As another British reader, I came down here to make exactly the same point as Tony. The British English version is actually closer to the Japanese in using a simple past tense, although admittedly applied to the ‘knowing’ rather than the ‘wishing’.
That’s an interesting point. I had no problems grasping the meaning of that sentence, but maybe that’s because I’m used to expressing time relations between events with a limited number of tenses – my native language has just three.
It also made me wonder what would be the difference between もっと早く知りたかった and もっと早く知ればよかった. From what I understand, both express regret that the ‘knowing’ has not happened earlier, but the latter seems to be what most textbooks teach. Would you say there any difference in nuance or meaning between the two?

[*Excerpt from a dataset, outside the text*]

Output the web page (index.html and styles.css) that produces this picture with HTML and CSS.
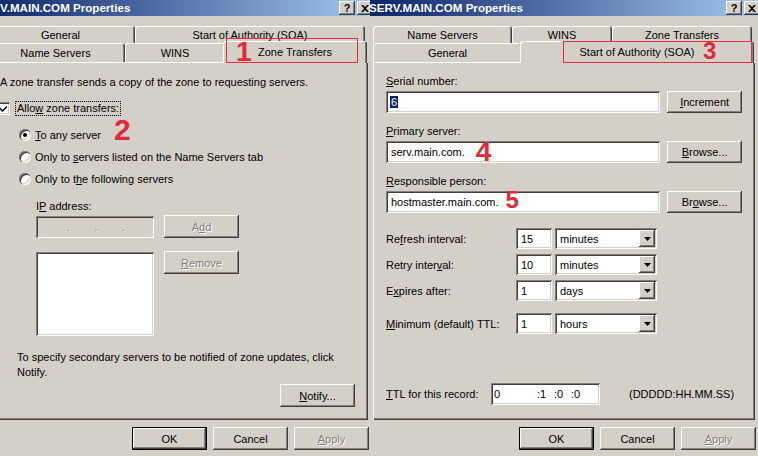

That’s a good question, so I did some research including asking a few natives. While I could probably write another article about it in detail, here is a summary:
– 知ればよかった is not used often and 知っておけばよかった would be more common in practice
– The above two forms have more a feeling of “should” as opposed to “wanted”
– Accordingly, using those forms is more appropriate when it is actions something the speaker had active control over (ex: I should have studied more and known about something)
– Conversely, if the action is something you don’t have control over, 〜知りたかった would be more appropriate.
– If talking about “I wish I had known person X better”, then 知りたかった is more appropriate.
Thank you for this detailed explanation and for writing this blog in general – it’s treasure trove of knowledge.
It’s funny, but I’ve never seen 知っておけばよかった in any textbook, yet looking at it now makes me realize it makes perfect sense.
Glad it helped, and thanks for the kind words.
Generally while textbooks will give patterns like “〜ておく”, many times there are common expressions of combinations of those patterns that may not be listed as examples in the textbooks.